“Training is useful, but there is no substitute for experience.”
Secret agent James Bond (Sean Connery) is sent to retrieve a decoding box known as the Lektor from a beautiful Russian (Daniela Bianchi), not knowing he’s being stalked by a psychopathic British traitor (Robert Shaw).
Genres, Themes, Actors, and Directors:
- Cold War
- James Bond
- Robert Shaw Films
- Sean Connery Films
Response to Peary’s Review:
Peary writes that this sequel to Dr. No (1962) remains an “excellent, surprisingly tough and gritty James Bond film”, one that is “refreshingly free of the gimmickry that would characterize the later Bond films.” He notes his appreciation that “Connery and Bianchi play real people,” and accurately writes that “Shaw and Lotte Lenya (as the diabolical Krebb) are splendid villains”, both engaging in “exciting, well-choreographed fights with Connery.” Peary argues that “the lovely Bianchi” — a Miss Universe runner-up — “should have been a bigger star” given that her Tatiana is “one of the most appealing Bond heroines”, and he points out that the film’s direction by Terence Young is “solid”, especially during the “train sequence”. I agree with most critics and viewers that this film is among the best of the Bond franchise, with plenty of excitement and exotic locales — though I was surprised (should I have been?) by how much this is really a male fantasy fulfillment: we hear Bond’s insecurities (?!) continually allayed by Tatiana (“Will you make love to me all the time in England?”); watch a “cat fight” in which two beautiful gypsies literally fight each other for the privilege of sleeping with Bond; and listen to corny double entendres between Tatiana (who helpfully tries on a wardrobe of lingerie during their “honeymoon” on the train) and Bond:
Tatiana: “I think my mouth is too big.”
Bond: “No, it’s the right size… for me, that is.
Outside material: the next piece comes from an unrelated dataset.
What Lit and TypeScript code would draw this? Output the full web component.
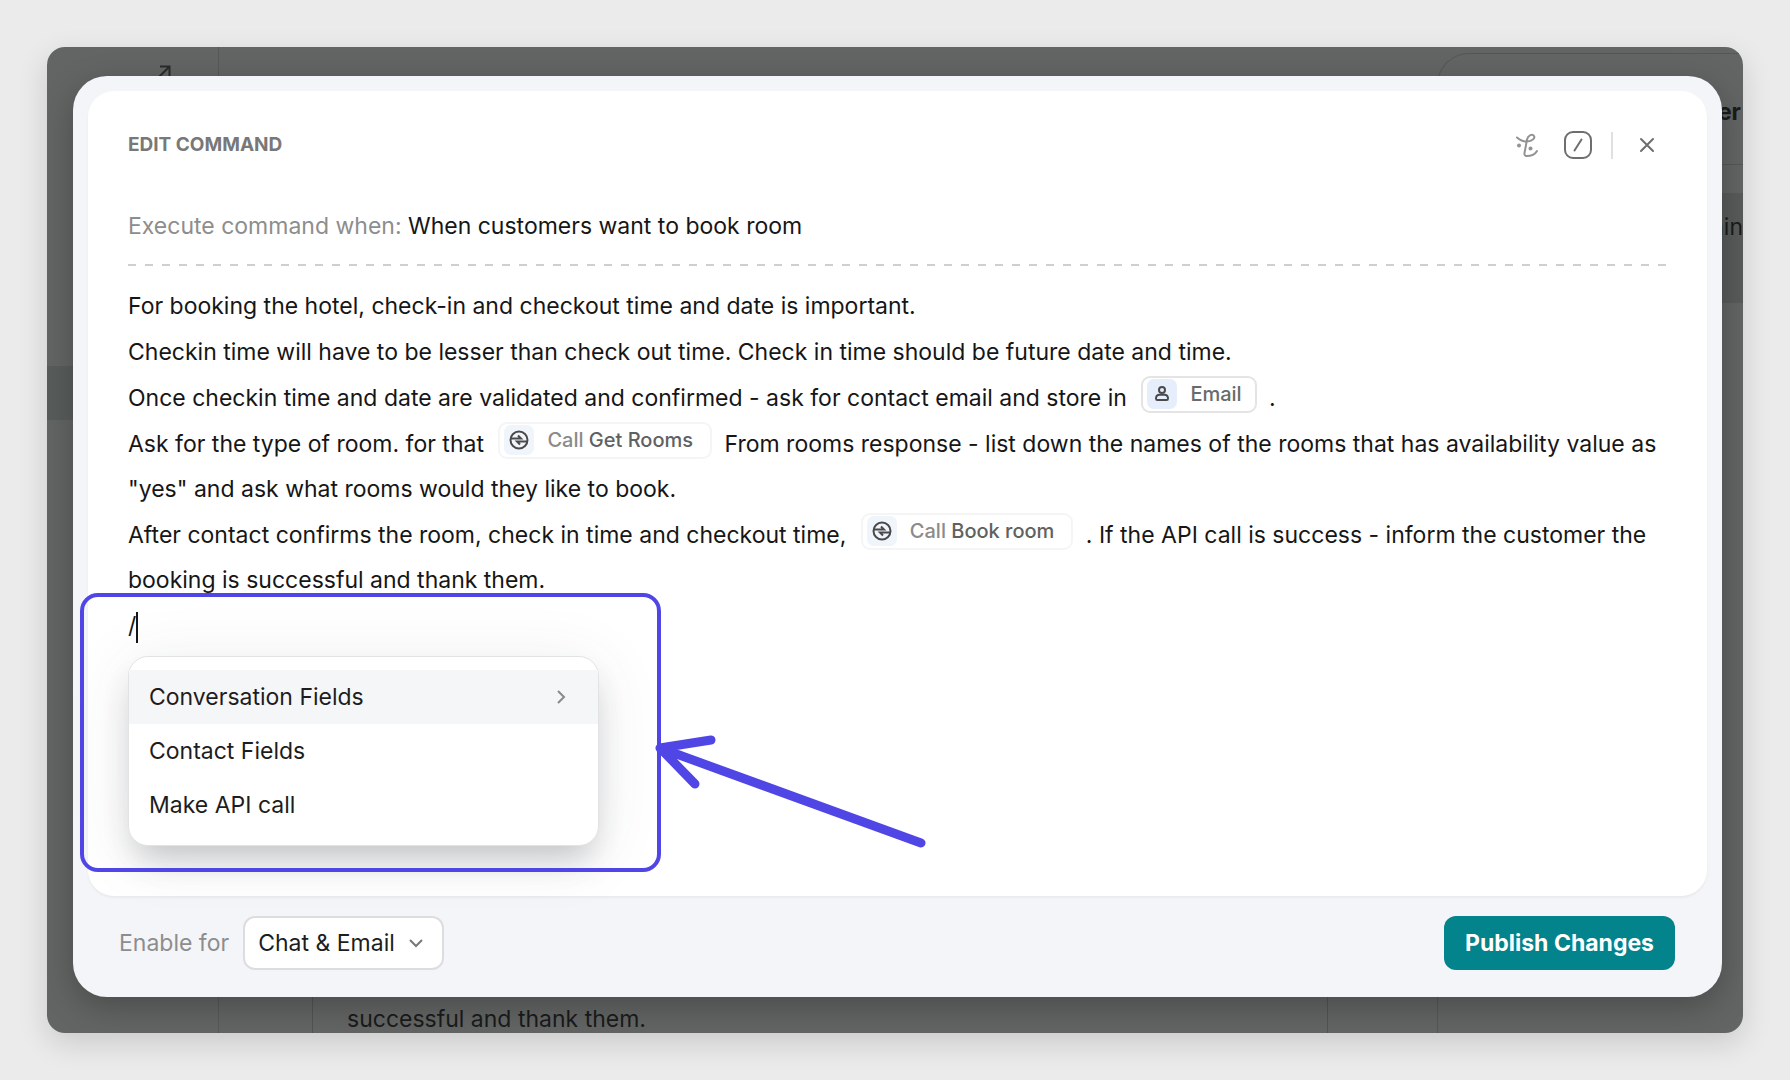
import { LitElement, html, svg, css } from "lit";
import { customElement, property, state } from "lit/decorators.js";

const personIcon = svg`
  <circle cx="15" cy="11" r="3" />
  <path d="M9 19.5c0-2.400 1.700-3.700 3.600-3.700h4.800c1.900 0 3.600 1.300 3.600 3.700 0 .9-.5 1.500-1.400 1.500h-9.200c-.9 0-1.400-.6-1.400-1.500z" />
`;

const apiIcon = svg`
  <circle cx="15" cy="15" r="8.500" />
  <path d="M6.500 13.500H17L14 10.500M23.500 16.500H13L16 19.500" />
`;

@customElement("token-chip")
class TokenChip extends LitElement {
  @property() kind = "api";
  @property() prefix = "";
  @property() label = "";

  static styles = css`
    :host {
      display: inline-flex;
      align-items: center;
      gap: 13px;
      height: 37px;
      box-sizing: border-box;
      margin: -8px 6px -8px 8px;
      padding: 0 17px 0 4px;
      border: 2px solid #f5f5f6;
      border-radius: 9px;
      background: #fff;
      font-size: 20px;
      font-weight: 500;
      line-height: 28px;
      color: #616161;
      vertical-align: -3px;
      white-space: nowrap;
    }
    :host([kind="contact"]) {
      border-color: #e4e4e5;
      padding-right: 13px;
      color: #6a6a6a;
    }
    .icon {
      width: 30px;
      height: 30px;
      border-radius: 7px;
      background: #f0f4fb;
      fill: none;
      stroke: #4a4a4a;
      stroke-width: 2;
    }
    .contact {
      background: #e6edfb;
    }
    .prefix {
      color: #8b8b8b;
    }
  `;

  render() {
    const contact = this.kind === "contact";
    return html`<svg class="icon ${contact ? "contact" : ""}" viewBox="0 0 30 30" aria-hidden="true">
        ${contact ? personIcon : apiIcon}</svg
      ><span>${this.prefix ? html`<span class="prefix">${this.prefix} </span>` : ""}${this.label}</span>`;
  }
}

@customElement("field-menu")
class FieldMenu extends LitElement {
  @state() active = 0;

  items = [
    { label: "Conversation Fields", nested: true },
    { label: "Contact Fields", nested: false },
    { label: "Make API call", nested: false },
  ];

  static styles = css`
    .menu {
      box-sizing: border-box;
      width: 471px;
      max-width: 100%;
      padding: 13px 0;
      border: 1px solid #e2e3e3;
      border-radius: 20px;
      background: #fff;
      box-shadow: 0 20px 32px -8px rgba(40, 50, 45, 0.24), 0 8px 64px rgba(60, 70, 90, 0.1);
    }
    .item {
      display: flex;
      align-items: center;
      justify-content: space-between;
      width: 100%;
      height: 54px;
      padding: 0 31px 0 20px;
      border: 0;
      background: transparent;
      font: inherit;
      line-height: 28px;
      color: #1d1d1d;
      text-align: left;
    }
    .active {
      background: #f5f6f8;
    }
    .chevron {
      width: 12px;
      height: 16px;
      fill: none;
      stroke: #8a8a8a;
      stroke-width: 2;
    }
  `;

  render() {
    return html`<div class="menu" role="menu">
      ${this.items.map(
        (item, i) => html`<button
          class="item ${i === this.active ? "active" : ""}"
          role="menuitem"
          @mouseenter=${() => (this.active = i)}
        >
          ${item.label}
          ${item.nested
            ? html`<svg class="chevron" viewBox="0 0 12 16" aria-hidden="true">
                <path d="M3 2l6 6-6 6" />
              </svg>`
            : ""}
        </button>`
      )}
    </div>`;
  }
}

@customElement("app-root")
class AppRoot extends LitElement {
  static styles = css`
    :host {
      display: block;
      font-family: Inter, "Liberation Sans", sans-serif;
      font-size: 23px;
      color: #161616;
    }
    .page {
      display: grid;
      box-sizing: border-box;
      min-height: 100vh;
      padding: 47px;
      background: #ebebeb;
    }
    .shadow {
      display: grid;
      border-radius: 18px;
      box-shadow: 0 10px 30px rgba(0, 0, 0, 0.14);
    }
    .frame {
      display: grid;
      grid-template: minmax(0, 1fr) / minmax(0, 1fr);
      overflow: hidden;
      border-radius: 18px;
      background: #636564;
    }

    .backdrop {
      grid-area: 1 / 1;
      display: grid;
      grid-template-columns: 172px 93px minmax(0, 1fr) 109px 306px;
      color: #1a1b1b;
    }
    .side {
      display: flex;
      flex-direction: column;
      border-right: 1px solid #565857;
    }
    .side-top {
      display: flex;
      justify-content: flex-end;
      height: 319px;
      padding-right: 47px;
      box-sizing: border-box;
    }
    .open {
      width: 14px;
      height: 14px;
      margin-top: 18px;
      fill: none;
      stroke: #2a2b2b;
      stroke-width: 2;
    }
    .side-row {
      height: 54px;
      background: #585d5c;
    }
    .column {
      grid-column: 3;
      display: flex;
      align-items: flex-end;
      margin-top: 64px;
      padding-left: 34px;
      border: solid #525453;
      border-width: 0 1px;
      line-height: 28px;
    }
    .column-text {
      margin: 0;
    }
    .panel {
      grid-column: 5;
      margin-top: 6px;
      border: solid #555756;
      border-width: 1px 0 0 1px;
      border-radius: 32px 0 0 0;
      text-align: right;
    }
    .panel-title {
      margin: 0;
      padding: 44px 2px 38px 0;
      border-bottom: 1px solid #555756;
      font-size: 23px;
      font-weight: 700;
      line-height: 28px;
    }
    .panel-row {
      height: 110px;
      margin: 28px 0 0;
      padding-top: 20px;
      box-sizing: border-box;
      background: #585b5a;
      line-height: 28px;
    }

    .modal {
      grid-area: 1 / 1;
      z-index: 1;
      display: flex;
      flex-direction: column;
      margin: 29px 21px 36px 26px;
      border-radius: 34px;
      background: #f4f5f8;
      box-shadow: 0 10px 32px rgba(0, 0, 0, 0.25);
    }
    .card {
      position: relative;
      flex: 1;
      display: flex;
      flex-direction: column;
      margin: 15px 15px 0;
      padding: 34px 38px 0 40px;
      border-radius: 26px;
      background: #fff;
      box-shadow: 0 2px 2px #e9eaeb;
    }
    .header {
      display: flex;
      align-items: center;
      justify-content: space-between;
      height: 40px;
    }
    .title {
      margin: 0;
      font-size: 19px;
      font-weight: 700;
      line-height: 28px;
      color: #787878;
    }
    .actions {
      display: flex;
      align-items: center;
      gap: 9px;
      margin-right: 1px;
    }
    .action {
      display: grid;
      place-items: center;
      width: 42px;
      height: 40px;
      padding: 0;
      border: 0;
      background: transparent;
    }
    .glyph {
      width: 30px;
      height: 30px;
      fill: none;
      stroke: #6e6e6e;
      stroke-width: 2;
      stroke-linecap: round;
      stroke-linejoin: round;
    }
    .soft {
      stroke: #939393;
    }
    .dot {
      fill: #939393;
      stroke: none;
    }
    .rule {
      width: 2px;
      height: 27px;
      margin: 0 4px 0 3px;
      background: #e0e0e0;
    }
    .condition {
      margin: 46px 0 23px;
      line-height: 30px;
    }
    .muted {
      color: #8d8d8d;
    }
    .dashes {
      height: 2px;
      margin-right: -1px;
      background: repeating-linear-gradient(90deg, #cfcfcf 0 8px, transparent 8px 17px);
    }
    .body {
      display: flex;
      flex-direction: column;
      gap: 1px;
      margin-top: 18px;
    }
    .line {
      margin: 0;
      line-height: 45px;
    }
    .caret {
      display: inline-block;
      width: 2px;
      height: 31px;
      background: #161616;
      vertical-align: middle;
    }
    .popup {
      position: absolute;
      top: 565px;
      left: 40px;
    }
    .highlight {
      position: absolute;
      top: 502px;
      left: -8px;
      width: 581px;
      height: 279px;
      box-sizing: border-box;
      border: 4px solid #5046e5;
      border-radius: 18px;
      pointer-events: none;
    }
    .arrow {
      position: absolute;
      top: 639px;
      left: 562px;
      width: 280px;
      height: 124px;
      fill: none;
      stroke: #5046e5;
      stroke-width: 9;
      stroke-linecap: round;
      stroke-linejoin: round;
      pointer-events: none;
    }
    .footer {
      display: flex;
      align-items: center;
      justify-content: space-between;
      gap: 16px;
      padding: 20px 47px 27px 46px;
    }
    .enable {
      display: flex;
      align-items: center;
      gap: 14px;
      line-height: 28px;
    }
    .select {
      display: grid;
      align-items: center;
    }
    .choice {
      grid-area: 1 / 1;
      height: 54px;
      padding: 0 47px 0 13px;
      border: 2px solid #dcddde;
      border-radius: 12px;
      background: #fff;
      appearance: none;
      font: inherit;
      color: #1d1d1d;
    }
    .down {
      grid-area: 1 / 1;
      justify-self: end;
      width: 16px;
      height: 12px;
      margin-right: 20px;
      fill: none;
      stroke: #777;
      stroke-width: 2;
      pointer-events: none;
    }
    .publish {
      height: 54px;
      padding: 0 21px;
      border: 0;
      border-radius: 12px;
      background: #03838b;
      color: #fff;
      font: inherit;
      font-weight: 700;
    }
  `;

  render() {
    return html`<div class="page">
      <div class="shadow">
        <div class="frame">
          <div class="backdrop">
            <div class="side">
              <div class="side-top">
                <svg class="open" viewBox="0 0 14 14" aria-hidden="true"><path d="M1 13L12 2M3 1.500h9.500v10" /></svg>
              </div>
              <div class="side-row"></div>
            </div>
            <div class="column"><p class="column-text">successful and thank them.</p></div>
            <div class="panel">
              <h2 class="panel-title">er</h2>
              <p class="panel-row">nin</p>
            </div>
          </div>

          <section class="modal" role="dialog" aria-labelledby="title">
            <div class="card">
              <header class="header">
                <h1 class="title" id="title">EDIT COMMAND</h1>
                <div class="actions">
                  <button class="action" aria-label="Assistant">
                    <svg class="glyph soft" viewBox="0 0 30 30" aria-hidden="true">
                      <path
                        d="M5 7.500C8 10 11 12 15 11.500C20 11 23.500 8.500 22 6C20.500 3.500 16 5 15 9.500L12.500 23C12.200 25 13 26 14.500 26C19.500 26 23 24.500 25 21"
                      />
                      <circle class="dot" cx="7" cy="15.500" r="2" />
                      <circle class="dot" cx="18.500" cy="18.500" r="2" />
                    </svg>
                  </button>
                  <button class="action" aria-label="Insert">
                    <svg class="glyph" viewBox="0 0 30 30" aria-hidden="true">
                      <rect x="2" y="2" width="26" height="26" rx="8" />
                      <path d="M18.500 9.500L11.500 20.500" />
                    </svg>
                  </button>
                  <span class="rule"></span>
                  <button class="action" aria-label="Close">
                    <svg class="glyph" viewBox="0 0 30 30" aria-hidden="true">
                      <path d="M9 9L21 21M21 9L9 21" />
                    </svg>
                  </button>
                </div>
              </header>

              <p class="condition"><span class="muted">Execute command when:</span> When customers want to book room</p>
              <div class="dashes"></div>

              <div class="body">
                <p class="line">For booking the hotel, check-in and checkout time and date is important.</p>
                <p class="line">
                  Checkin time will have to be lesser than check out time. Check in time should be future date and time.
                </p>
                <p class="line">
                  Once checkin time and date are validated and confirmed - ask for contact email and store in
                  <token-chip kind="contact" label="Email"></token-chip> .
                </p>
                <p class="line">
                  Ask for the type of room. for that
                  <token-chip kind="api" prefix="Call" label="Get Rooms"></token-chip>
                  From rooms response - list down the names of the rooms that has availability value as "yes" and ask
                  what rooms would they like to book.
                </p>
                <p class="line">
                  After contact confirms the room, check in time and checkout time,
                  <token-chip kind="api" prefix="Call" label="Book room"></token-chip>
                  . If the API call is success - inform the customer the booking is successful and thank them.
                </p>
                <p class="line">/<span class="caret"></span></p>
              </div>

              <field-menu class="popup"></field-menu>
              <div class="highlight"></div>
              <svg class="arrow" viewBox="0 0 280 124" aria-hidden="true">
                <path d="M271 113L10 18L61 10M10 18L45 54" />
              </svg>
            </div>

            <footer class="footer">
              <div class="enable">
                <label class="muted" for="channel">Enable for</label>
                <span class="select">
                  <select class="choice" id="channel">
                    <option>Chat &amp; Email</option>
                  </select>
                  <svg class="down" viewBox="0 0 16 12" aria-hidden="true"><path d="M2 3l6 6 6-6" /></svg>
                </span>
              </div>
              <button class="publish">Publish Changes</button>
            </footer>
          </section>
        </div>
      </div>
    </div>`;
  }
}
Oh boy. I know he’s Bond, and all women love him… and Connery is undeniably a beefcake. But it’s a bit much.
Note: This and all Bond films appear to have quite a specialized and fanatical following, as evidenced by DVD Savant’s essay devoted entirely to a mysterious jump-cut in the final sequence of the film.
Redeeming Qualities and Moments:
- Fine performances by the entire cast
- Many exciting sequences
- Excellent use of on-location shooting (in Istanbul and elsewhere)
Yes, as another solid entry in the cult series.